Chancellor Angela Merkel of Germany warned on Wednesday that “protectionism was not the answer” and called right-wing populism a “poison,” in a speech largely seen as a rebuttal to Mr. Trump before his expected speech today.

So far, it is unclear which countries the United States could be courting to create new trade deals. Britain has expressed interest in a bilateral deal with United States, but talks could not begin until it finishes extricating itself from the European Union, which does not look likely to be resolved soon.

Japan, the preferred partner for many American businesses, appears to have spurned the United States’ offer to forge a trade deal one on one, after Mr.

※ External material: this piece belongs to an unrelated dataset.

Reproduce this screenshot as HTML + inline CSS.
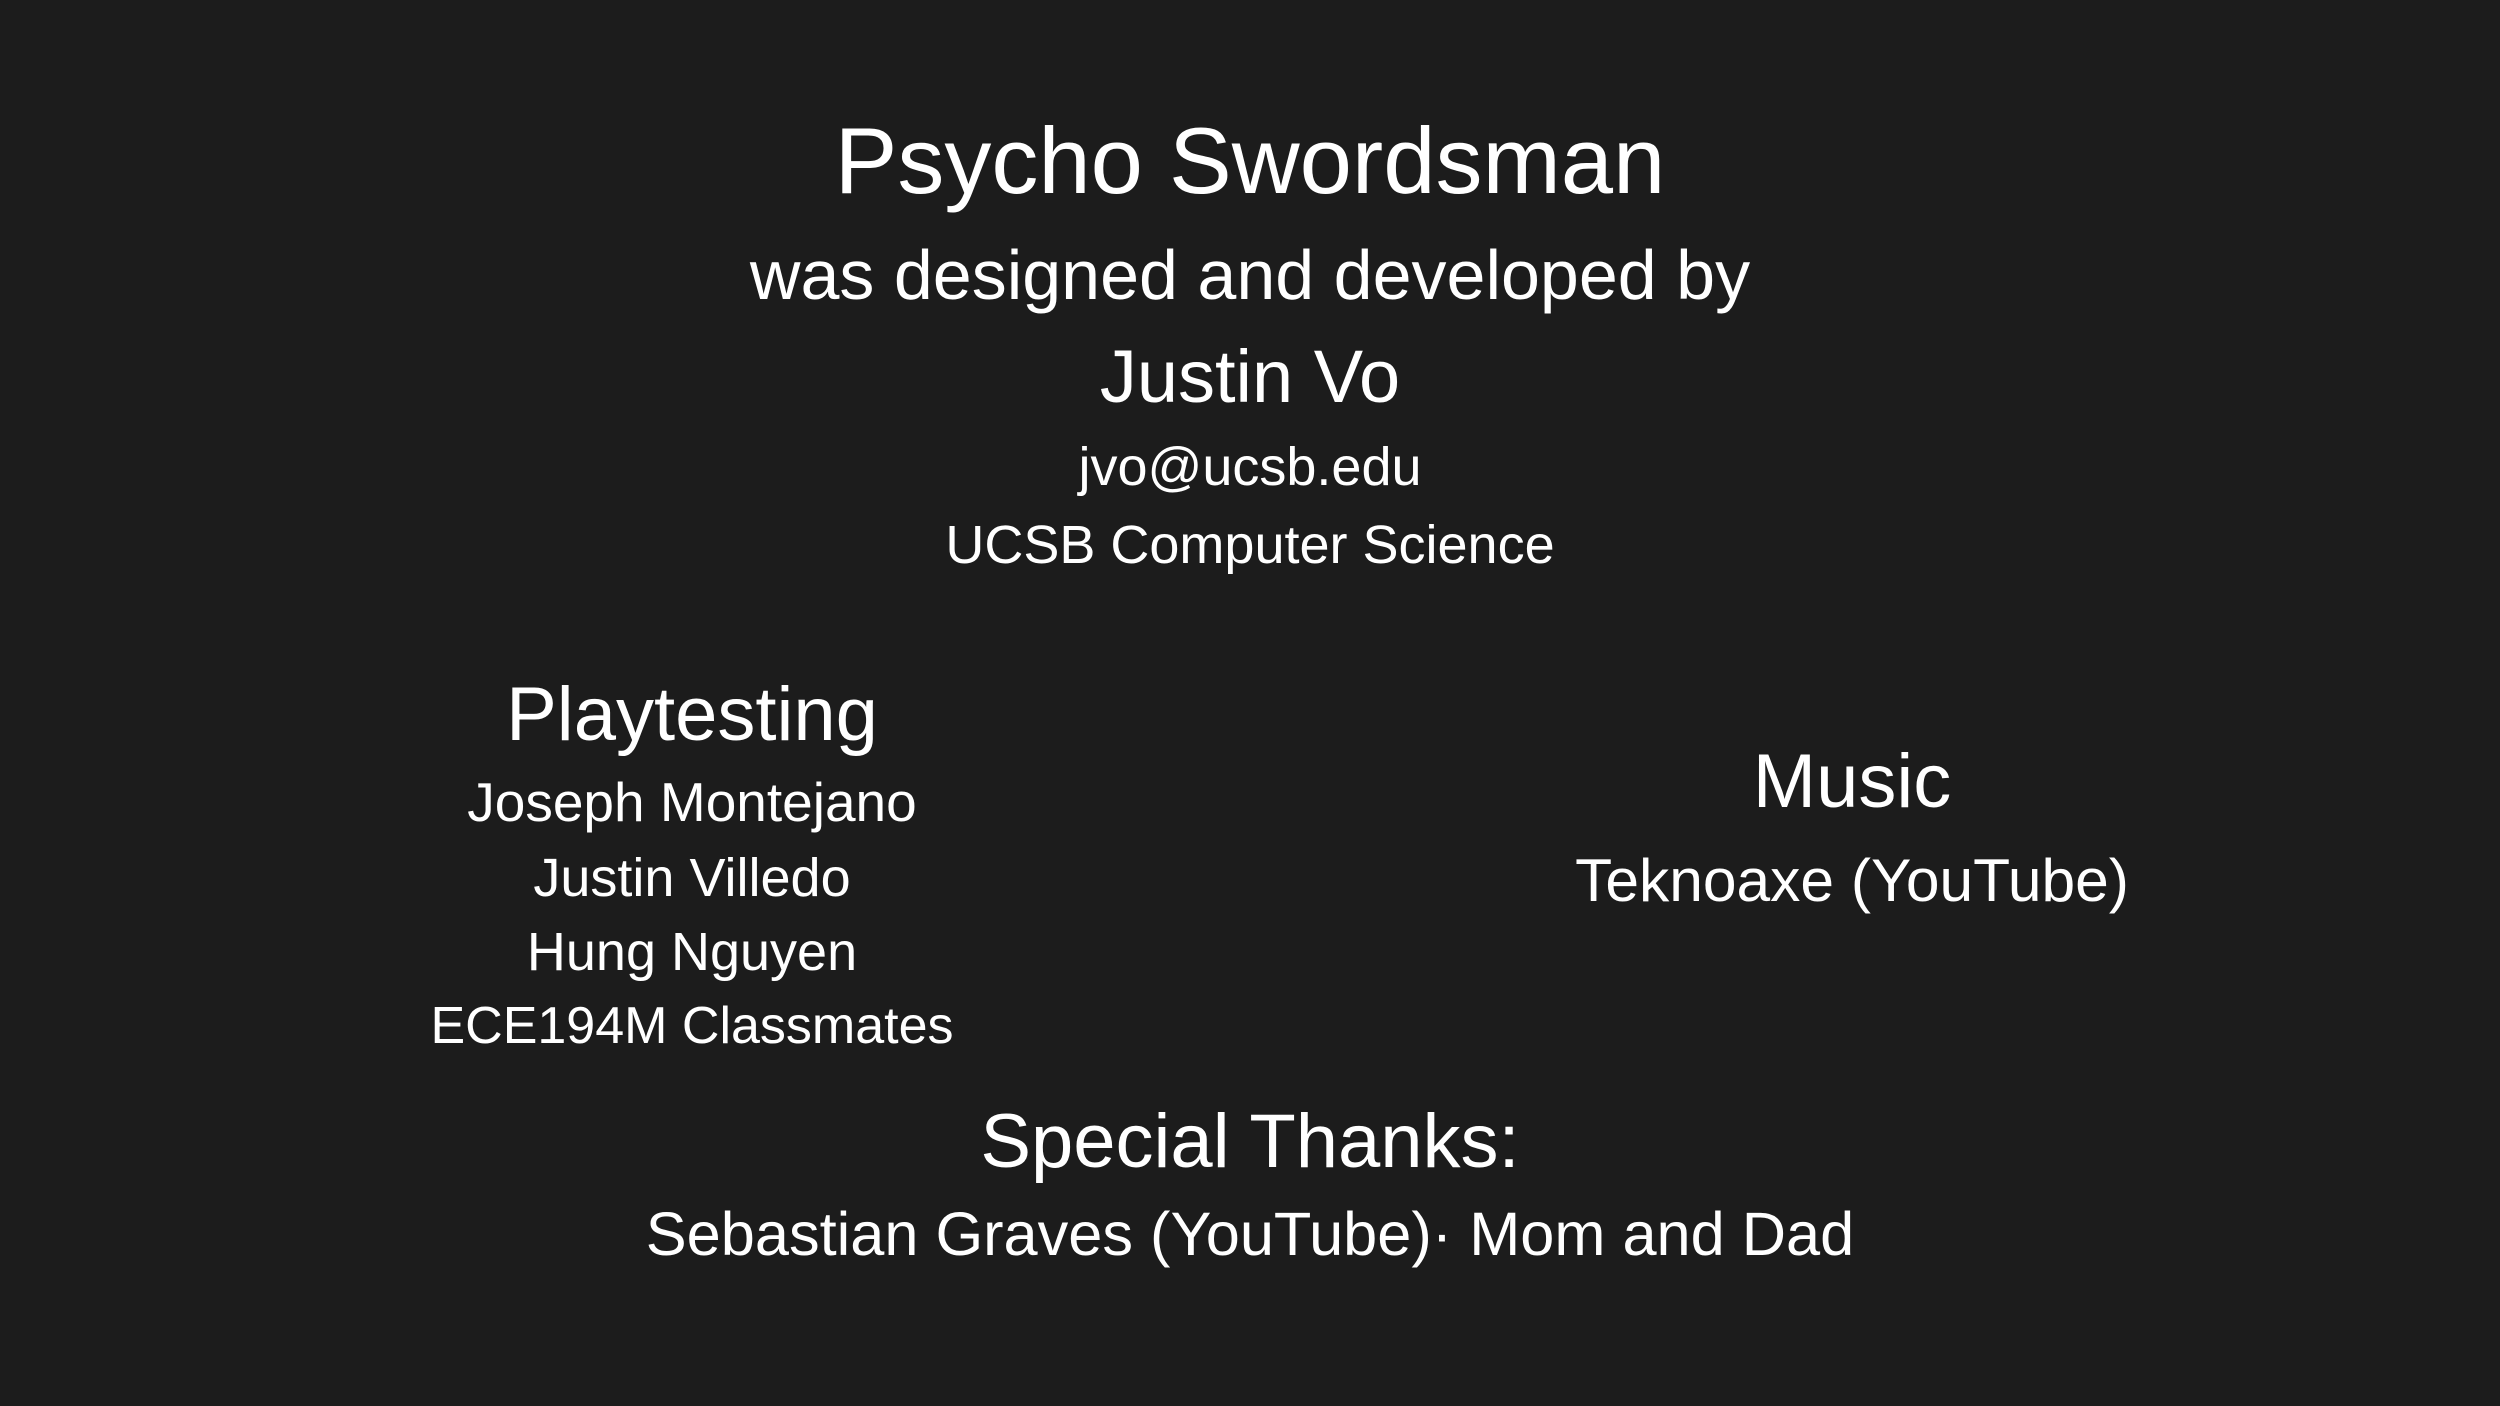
<!DOCTYPE html>
<html><head><meta charset="utf-8"><style>
html,body{margin:0;padding:0;background:#1c1c1c;}
body{width:2500px;height:1406px;position:relative;overflow:hidden;font-family:"Liberation Sans",sans-serif;color:#fff;}
.l{position:absolute;line-height:1;white-space:nowrap;transform:translateX(-50%);}
</style></head><body>
<div class="l" style="left:1250px;top:114px;font-size:94px">Psycho Swordsman</div>
<div class="l" style="left:1250px;top:240px;font-size:70px">was designed and developed by</div>
<div class="l" style="left:1250px;top:340px;font-size:74px">Justin Vo</div>
<div class="l" style="left:1250px;top:440px;font-size:54px">jvo@ucsb.edu</div>
<div class="l" style="left:1250px;top:518px;font-size:54px">UCSB Computer Science</div>

<div class="l" style="left:692px;top:677px;font-size:76px">Playtesting</div>
<div class="l" style="left:692px;top:775px;font-size:55px">Joseph Montejano</div>
<div class="l" style="left:692px;top:851px;font-size:54px">Justin Villedo</div>
<div class="l" style="left:692px;top:925px;font-size:54px">Hung Nguyen</div>
<div class="l" style="left:692px;top:1000px;font-size:52px">ECE194M Classmates</div>

<div class="l" style="left:1852px;top:744px;font-size:76px">Music</div>
<div class="l" style="left:1852px;top:850px;font-size:60.5px">Teknoaxe (YouTube)</div>

<div class="l" style="left:1250px;top:1104px;font-size:76px">Special Thanks:</div>
<div class="l" style="left:1250px;top:1204px;font-size:61.3px">Sebastian Graves (YouTube)· Mom and Dad</div>
</body></html>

Trump pulled the United States out of the Trans-Pacific Partnership.

And China has positioned itself as a global leader — a sharp change from the early 1990s, when the leader at the time, Deng Xiaoping, cautioned his countrymen to “hide your strength and bide your time.”

In addition, China has set about building its own vision of an international order, including an Asian investment bank to rival the World Bank, and its global infrastructure project, One Belt One Road.

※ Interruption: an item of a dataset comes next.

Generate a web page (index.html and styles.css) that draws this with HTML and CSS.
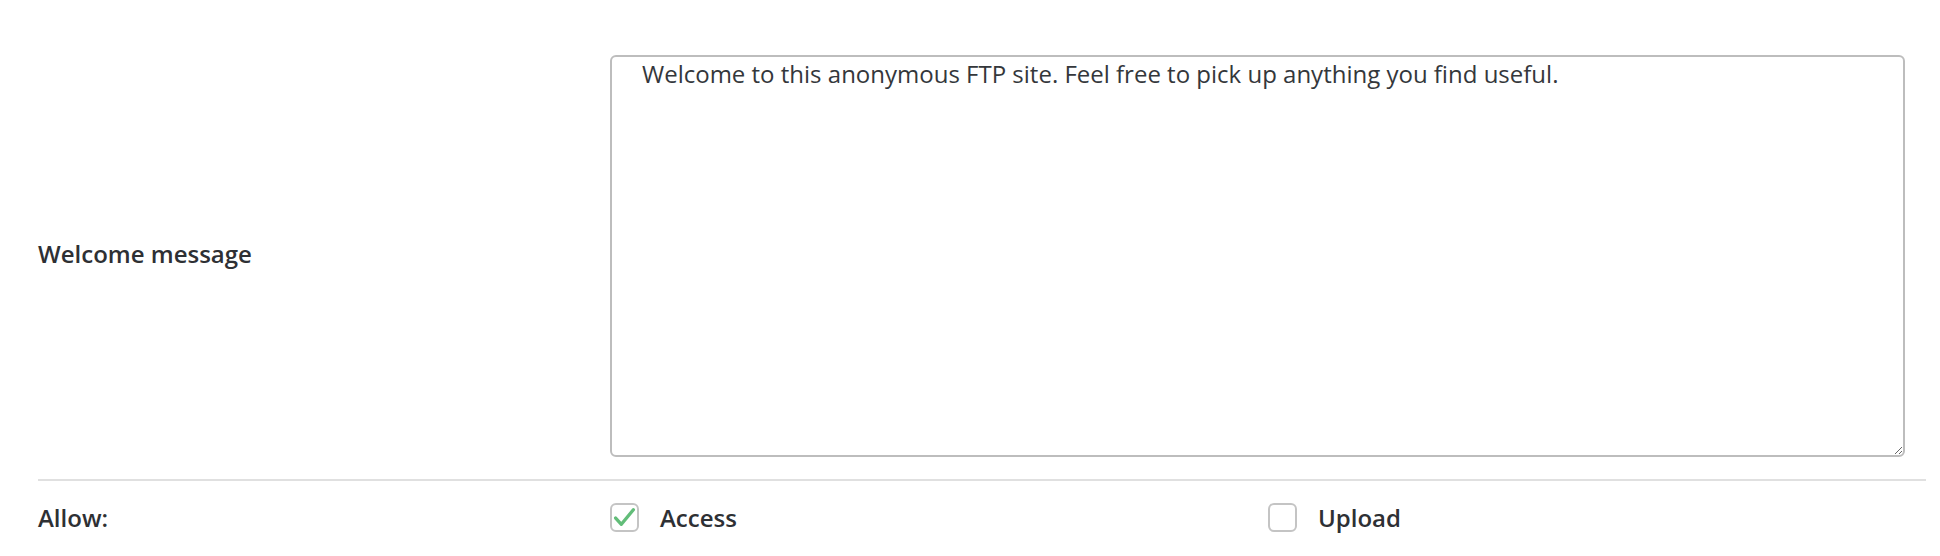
FILE: index.html
```html
<!DOCTYPE html>
<html lang="en">
<head>
<meta charset="utf-8">
<title>FTP settings</title>
<link rel="stylesheet" href="styles.css">
</head>
<body>
<form class="settings">
  <div class="row row-message">
    <label class="label" for="welcome">Welcome message</label>
    <div class="field">
      <textarea id="welcome" class="message">Welcome to this anonymous FTP site. Feel free to pick up anything you find useful.</textarea>
    </div>
  </div>
  <div class="row row-allow">
    <div class="label">Allow:</div>
    <div class="field options">
      <label class="option">
        <span class="box checked">
          <svg viewBox="0 0 24 24" width="25" height="25"><path d="M3.5 12.5 L9 18.5 L20.5 4.5" fill="none" stroke="#62bd79" stroke-width="3.2" stroke-linecap="round" stroke-linejoin="round"/></svg>
        </span>
        <span class="option-text">Access</span>
      </label>
      <label class="option">
        <span class="box"></span>
        <span class="option-text">Upload</span>
      </label>
    </div>
  </div>
</form>
</body>
</html>
```

FILE: styles.css
```css
html, body {
  margin: 0;
  padding: 0;
  background: #ffffff;
}

body {
  font-family: "Open Sans", "Noto Sans", sans-serif;
  color: #2e3034;
}

.settings {
  margin: 0 14px 0 38px;
  padding-top: 55px;
}

.row {
  display: grid;
  grid-template-columns: 572px 1fr;
  align-items: center;
}

.label {
  font-size: 24px;
  font-weight: 600;
  color: #2e3034;
}

.row-message {
  padding-bottom: 22px;
}

.row-message .label {
  margin-bottom: 5px;
}

.message {
  display: block;
  box-sizing: border-box;
  width: 1295px;
  height: 402px;
  margin: 0;
  padding: 0 30px;
  border: 2px solid #bdbdbd;
  border-radius: 6px;
  font-family: "Open Sans", "Noto Sans", sans-serif;
  font-size: 24px;
  color: #34373b;
  background: #fff;
  resize: both;
  outline: none;
}

.row-allow {
  border-top: 2px solid #e0e0e0;
  padding-top: 20px;
  padding-bottom: 20px;
}

.options {
  display: grid;
  grid-template-columns: 1fr 1fr;
}

.option {
  display: flex;
  align-items: center;
  gap: 21px;
  font-size: 24px;
  font-weight: 600;
  color: #2e3034;
}

.box {
  box-sizing: border-box;
  width: 29px;
  height: 29px;
  border: 2px solid #c4c4c4;
  border-radius: 6px;
  display: flex;
  align-items: center;
  justify-content: center;
  background: #fff;
}
```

The Trump administration’s more aggressive stance toward allies and adversaries may shift this balance in China’s favor. At an event on Tuesday in Washington, Juan Gabriel Valdés, the Chilean ambassador to the United States, contrasted Chile’s now warm relationship with China with the United States’ more combative stance on trade, especially in its negotiations over NAFTA.

“The United States continues to be, and will probably be in the next 10, 20 years, the main partner of the Latin American region,” he said. “But change is there. It’s written on the wall if this continues like it is.”

So, the administration’s trade policy will continue to be tested in Canada and Mexico, and elsewhere, and with China and other global trading partners as the economy strengthens—developments producers should watch closely as they emerge, Washington Insider believes.